The "Big House" at Fort Langley provided the background for the official ceremony proclaiming the establishment of British Government on the Pacific mainland. On November 19, 1858, 100 people assembled in the hall to hear the announcement that the Company's license was revoked and to witness the administration of oaths to the officers of the new government. Outside, a 17-gun salute, which pierced the drizzling quiet, marked the historic transition from fur trade domain to British Colony.

The inaugural ceremony at once honoured Fort Langley and signalled its decline. The Hudson's Bay Company received title to land at Fort Langley in 1864 but the revocation of its monopoly created competition for the fishery and farm. In 1858, navigation was extended to Forts Hope and Yale, and Fort Langley's function both as mining supplier and transshipment depot abruptly ceased. The selection of New Westminster as the capital pushed Fort Langley "out of the way of travellers".

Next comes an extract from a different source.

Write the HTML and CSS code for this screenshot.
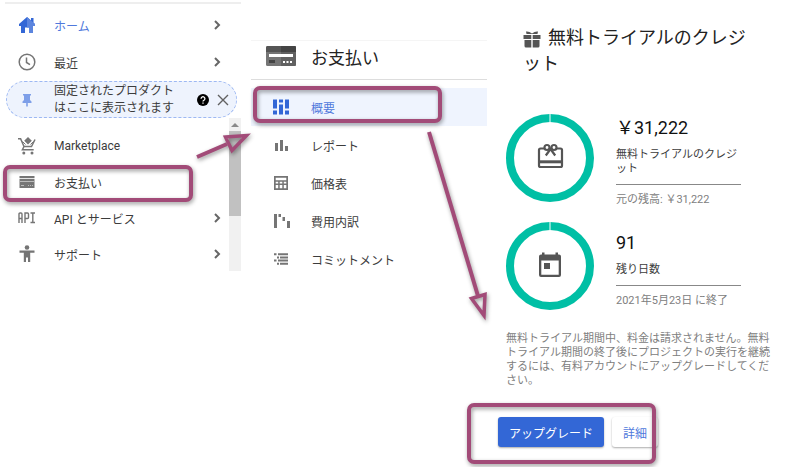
FILE: index.html
```html
<!DOCTYPE html>
<html lang="ja">
<head>
<meta charset="utf-8">
<meta name="viewport" content="width=device-width, initial-scale=1">
<title>お支払い</title>
<link rel="stylesheet" href="styles.css">
</head>
<body>
<main class="guide">
  <nav class="panel side" aria-label="メイン">
    <div class="side-top">
      <a class="item active" href="#">
        <svg class="icon" viewBox="0 0 18 18"><path d="M9 1 1 8v2h2v7h4v-5.500h4V17h4v-7h2V8l-1.500-1.300V2H13v2.500z" fill="#3367d6"/><path d="M9 1v10.500h2V17h4v-7h2V8z" fill="#5c85de"/></svg>
        <span>ホーム</span>
        <svg class="chevron" viewBox="0 0 8 10"><path d="m2 1 4 4-4 4"/></svg>
      </a>
      <a class="item" href="#">
        <svg class="icon" viewBox="0 0 18 18"><g fill="none" stroke="#757575" stroke-width="1.500"><circle cx="9" cy="9" r="7.800"/><path d="M8.500 4.500v5l3.500 2.200"/></g></svg>
        <span>最近</span>
        <svg class="chevron" viewBox="0 0 8 10"><path d="m2 1 4 4-4 4"/></svg>
      </a>
      <div class="pinned">
        <svg class="icon" viewBox="0 0 18 18"><path d="M5 3h8v1.500h-1V9l1.500 1.500V12H9.800v3L9 16l-.8-1v-3H4.500v-1.500L6 9V4.500H5z" fill="#7e9fe8"/></svg>
        <span class="pinned-text">固定されたプロダクトはここに表示されます</span>
        <button class="plain" type="button" aria-label="ヘルプ"><svg width="12" height="12" viewBox="0 0 12 12"><circle cx="6" cy="6" r="6" fill="#000"/><path d="M4.100 4.700a1.900 1.900 0 1 1 2.900 1.600Q6 6.900 6 7.500M6 8.500v1.300" fill="none" stroke="#fff" stroke-width="1.300"/></svg></button>
        <button class="plain" type="button" aria-label="閉じる"><svg width="12" height="12" viewBox="0 0 12 12"><path d="m1 1 10 10M11 1 1 11" stroke="#616161" stroke-width="1.400"/></svg></button>
      </div>
    </div>
    <div class="side-scroll">
      <div class="side-list">
        <a class="item" href="#">
          <svg class="icon" viewBox="0 0 18 18"><g fill="none" stroke="#757575" stroke-width="1.500"><path d="M0 1.800h2.600L6 9.500h7.500L17 2.500M6 9.500l-1.600 3.200h11.300"/></g><path d="m10 0 3.800 3.800L10 7.600 6.200 3.800z" fill="#757575"/><path d="m4.500 4.500 3 3M15.500 4.500l-3 3" stroke="#757575"/><circle cx="5.800" cy="16" r="1.500" fill="#757575"/><circle cx="14" cy="16" r="1.500" fill="#757575"/></svg>
          <span>Marketplace</span>
        </a>
        <a class="item" href="#">
          <svg class="icon" viewBox="0 0 18 18"><path d="M1.500 3h15v2.200h-15z" fill="#757575"/><path d="M1.500 6h15v9h-15z" fill="#757575"/><path d="M1.500 8.500h15M10 12.500h1m1 0h1m1 0h1M3 12.500h3" stroke="#bbb"/></svg>
          <span>お支払い</span>
        </a>
        <a class="item" href="#">
          <svg class="icon" viewBox="0 0 18 18"><path d="M1 14V5q0-1 1-1h1q1 0 1 1v9M1 9.500h3M7 14V4h2.500q1 0 1 1v3.500q0 1-1 1H7M12.500 4H17M12.500 13.500H17M14.800 4v9.500" fill="none" stroke="#757575" stroke-width="1.400"/></svg>
          <span>API とサービス</span>
          <svg class="chevron" viewBox="0 0 8 10"><path d="m2 1 4 4-4 4"/></svg>
        </a>
        <a class="item" href="#">
          <svg class="icon" viewBox="0 0 18 18"><circle cx="9" cy="2.500" r="2.300" fill="#757575"/><path d="M1.500 5.500h15v2.200h-4.300V17h-2.200v-4.500H8V17H5.800V7.700H1.500z" fill="#757575"/></svg>
          <span>サポート</span>
          <svg class="chevron" viewBox="0 0 8 10"><path d="m2 1 4 4-4 4"/></svg>
        </a>
      </div>
      <div class="scrollbar" aria-hidden="true">
        <svg class="scroll-up" viewBox="0 0 12 13"><path d="m2 9 4-4 4 4z" fill="#8a8a8a"/></svg>
        <div class="thumb"></div>
      </div>
    </div>
  </nav>

  <nav class="panel billing" aria-label="お支払い">
    <h2 class="billing-head">
      <svg class="card-icon" viewBox="0 0 30 22"><rect y="1" width="30" height="20" rx="1.500" fill="#757575"/><path d="M15 1h13.500Q30 1 30 2.500v17q0 1.500-1.500 1.500H15z" fill="#616161"/><path d="M0 7V2.500Q0 1 1.500 1h27Q30 1 30 2.500V7z" fill="#555"/><path d="M15 1h13.500Q30 1 30 2.500V7H15z" fill="#444"/><path d="M3 9h24v3H3z" fill="#fff"/><path d="M3 15h6v3H3z" fill="#444"/><path d="M17 16h2v2h-2zm3.500 0h2v2h-2zm3.500 0h2v2h-2z" fill="#fff"/></svg>
      <span>お支払い</span>
    </h2>
    <div class="billing-list">
      <a class="entry active" href="#">
        <svg class="icon" viewBox="0 0 18 18"><path d="M1 1.500h4v9H1zm0 11h4v4H1zm6-11h4v3H7zm0 5h4v10H7zm6-5h4v9h-4zm0 11h4v4h-4z" fill="#3367d6"/></svg>
        <span>概要</span>
      </a>
      <a class="entry" href="#">
        <svg class="icon" viewBox="0 0 18 18"><path d="M3 7h3v8H3zm5-3h3v11H8zm5 6h3v5h-3z" fill="#757575"/></svg>
        <span>レポート</span>
      </a>
      <a class="entry" href="#">
        <svg class="icon" viewBox="0 0 18 18"><path d="M2 2h14v14H2zm1.700 1.700v2.500h10.600V3.700zm0 4v1.800h2.500V7.700zm4 0v1.800h2.600V7.700zm4.100 0v1.800h2.500V7.700zm-8.100 3.300v3.300h2.500V11zm4 0v3.300h2.600V11zm4.100 0v3.300h2.500V11z" fill="#757575" fill-rule="evenodd"/></svg>
        <span>価格表</span>
      </a>
      <a class="entry" href="#">
        <svg class="icon" viewBox="0 0 18 18"><path d="M2 2h3v14H2zm4.500 0h2.500v3H6.500zm4 3H13v4h-2.500zm4.500 4h3v7h-3z" fill="#757575"/></svg>
        <span>費用内訳</span>
      </a>
      <a class="entry" href="#">
        <svg class="icon" viewBox="0 0 18 18"><path d="M2 4.200h2.500M6 4.200h10M5 7.400h2M8 7.400h8M2 10.600h2.500M6 10.600h10M5 13.800h2M8 13.800h8" stroke="#757575" stroke-width="2"/></svg>
        <span>コミットメント</span>
      </a>
    </div>
  </nav>

  <section class="credit">
    <h1 class="credit-title"><svg class="gift" viewBox="0 0 18 18"><path d="M.5 5h7.800v4H.5zm9.200 0h7.800v4H9.700zM1.500 10h6.800v7.500H3q-1.500 0-1.500-1.500zm8.200 0h6.800v6q0 1.500-1.500 1.500H9.700z" fill="#555"/><path d="M3 1.500q3-.5 6 2 3-2.500 6-2l-.5 2.500h-11z" fill="#555"/></svg>無料トライアルのクレジット</h1>
    <div class="stat">
      <div class="ring">
        <svg viewBox="0 0 88 88" class="ring-art"><circle cx="44" cy="44" r="40" fill="none" stroke="#00bfa5" stroke-width="8"/><path d="M44 0v8" stroke="#fff"/><g fill="none" stroke="#555" stroke-width="2.200"><rect x="33" y="34.500" width="23" height="18.500" rx="1.500"/><path d="M33 47.800h23" stroke-width="3"/><circle cx="41" cy="33.500" r="2.500" fill="#fff"/><circle cx="48" cy="33.500" r="2.500" fill="#fff"/><path d="m44.500 35-4.700 6.500M44.500 35l4.700 6.500"/></g></svg>
      </div>
      <div class="stat-body">
        <p class="figure">&#xFFE5;31,222</p>
        <p class="caption">無料トライアルのクレジット</p>
        <p class="note">元の残高: &#xFFE5;31,222</p>
      </div>
    </div>
    <div class="stat">
      <div class="ring">
        <svg viewBox="0 0 88 88" class="ring-art"><circle cx="44" cy="44" r="40" fill="none" stroke="#00bfa5" stroke-width="8"/><path d="M44 0v8" stroke="#fff"/><path d="M36 30.500h2.500v2h11v-2H52v2h1q2 0 2 2V53q0 2-2 2H35q-2 0-2-2V34.500q0-2 2-2h1zM35.300 38.500v14.200h17.400V38.500z" fill="#555" fill-rule="evenodd"/><path d="M38 41h6v6h-6z" fill="#555"/></svg>
      </div>
      <div class="stat-body">
        <p class="figure">91</p>
        <p class="caption">残り日数</p>
        <p class="note">2021年5月23日 に終了</p>
      </div>
    </div>
    <p class="terms">無料トライアル期間中、料金は請求されません。無料トライアル期間の終了後にプロジェクトの実行を継続するには、有料アカウントにアップグレードしてください。</p>
    <div class="actions">
      <button class="btn primary" type="button">アップグレード</button>
      <button class="btn" type="button">詳細</button>
    </div>
  </section>

  <svg class="marks" viewBox="0 0 800 467" aria-hidden="true">
    <g fill="none" stroke="#a24b78" stroke-width="4">
      <rect x="5" y="167" width="186" height="33" rx="5"/>
      <rect x="255" y="88" width="185" height="33" rx="5"/>
      <rect x="469" y="405" width="185" height="57" rx="5"/>
      <path d="m197 157 30-13"/>
      <path d="m429 132 49 164"/>
      <path d="m225.500 137 21-1.500-14.500 15z" stroke-width="3.500"/>
      <path d="m471.500 298.500 13.500-4-1 21z" stroke-width="3.500"/>
    </g>
  </svg>
</main>
</body>
</html>
```
FILE: styles.css
```css
* { box-sizing: border-box; }

body {
  margin: 0;
  background: #fff;
  color: #3c3c3c;
  font-family: Roboto, "Noto Sans CJK JP", sans-serif;
  font-size: 12px;
  font-weight: 400;
}

h1, h2, p { margin: 0; font-weight: 400; }
a { color: inherit; text-decoration: none; }
svg { display: block; flex: none; }

.guide {
  position: relative;
  display: grid;
  grid-template-columns: minmax(0, 236fr) minmax(0, 236fr) minmax(0, 276fr);
  column-gap: 10px;
  align-items: start;
  padding: 2px 27px 20px 5px;
}

.icon { width: 18px; height: 18px; }

/* Main navigation */
.side { border-top: 2px solid #eee; }
.side-top { display: grid; row-gap: 1px; padding-top: 3px; }
.item {
  display: flex;
  align-items: center;
  gap: 18px;
  height: 36px;
  padding: 0 20px 0 13px;
}
.item span { flex: 1; }
.side-list .item { padding-right: 8px; }
.active { color: #5079dc; }
.chevron { width: 8px; height: 10px; fill: none; stroke: #666; stroke-width: 2; }

.pinned {
  display: flex;
  align-items: center;
  height: 37px;
  margin: 0 4px 0 1px;
  padding: 0 7px 0 11px;
  border: 1px dashed #9db8f3;
  border-radius: 19px;
  background: #eef3fd;
  line-height: 17px;
}
.pinned-text { flex: 1; margin: 0 14px 0 18px; }
.plain { border: 0; padding: 0; background: none; }
.plain + .plain { margin-left: 8px; }

.side-scroll { display: flex; }
.side-list { flex: 1; height: 153px; padding-top: 10px; overflow: hidden; }
.scrollbar { width: 12px; background: #f1f1f1; }
.thumb { height: 85px; background: #c1c1c1; }

/* Billing navigation */
.billing { margin-top: 38px; border-top: 1px solid #f5f5f5; }
.billing-head {
  display: flex;
  align-items: center;
  gap: 15px;
  height: 39px;
  padding: 0 15px 8px;
  border-bottom: 1px solid #ddd;
  color: #222;
  font-size: 17px;
}
.card-icon { width: 30px; height: 22px; }
.billing-list { padding-top: 8px; }
.entry {
  display: flex;
  align-items: center;
  gap: 21px;
  height: 38px;
  padding: 0 21px;
}
.entry.active { background: #eff4fe; }

/* Trial credit */
.credit { padding: 23px 0 0 9px; }
.credit-title {
  height: 89px;
  padding: 0 16px 0 17px;
  color: #222;
  font-size: 18px;
  line-height: 26px;
}
.gift {
  display: inline-block;
  width: 18px;
  height: 18px;
  margin-right: 7px;
  vertical-align: -4px;
}
.stat {
  display: flex;
  gap: 22px;
  min-height: 92px;
  margin-bottom: 15px;
}
.ring { flex: none; width: 88px; }
.ring-art { width: 100%; }
.stat-body { align-self: center; width: 125px; }
.figure { color: #111; font-size: 18px; line-height: 28px; }
.caption {
  margin-top: 6px;
  padding-bottom: 8px;
  border-bottom: 1px solid #888;
  font-size: 11px;
  line-height: 14px;
}
.note { margin-top: 8px; color: #808080; font-size: 11px; line-height: 14px; }
.terms { padding-top: 3px; color: #808080; font-size: 11px; line-height: 14px; }
.actions { display: flex; gap: 8px; margin: 29px 0 0 -8px; }
.btn {
  height: 30px;
  padding: 0 11px;
  border: 0;
  border-radius: 3px;
  background: #fff;
  box-shadow: 0 1px 2px #0005;
  color: #5079dc;
  font: inherit;
}
.primary { background: #3367d6; color: #fff; }

/* Highlight boxes and arrows over the panels */
.marks {
  position: absolute;
  top: 0;
  left: 0;
  width: 100%;
  pointer-events: none;
  filter: drop-shadow(1px 2px 2px #0006);
}
```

In the 1860's, the Fort Langley farm was expanded to support the Hudson's Bay Company's overland transport service to the Cariboo. Local competition was very strong, however, and from 1870 the land was offered for sale or lease. Company officers considered it "the finest land in British Columbia" and terms were kept stringent. Since no one could pay enough for the whole property, the farm was subdivided. Four lots were sold at auction in Victoria in 1878 and the rest by private sale over the next eight years.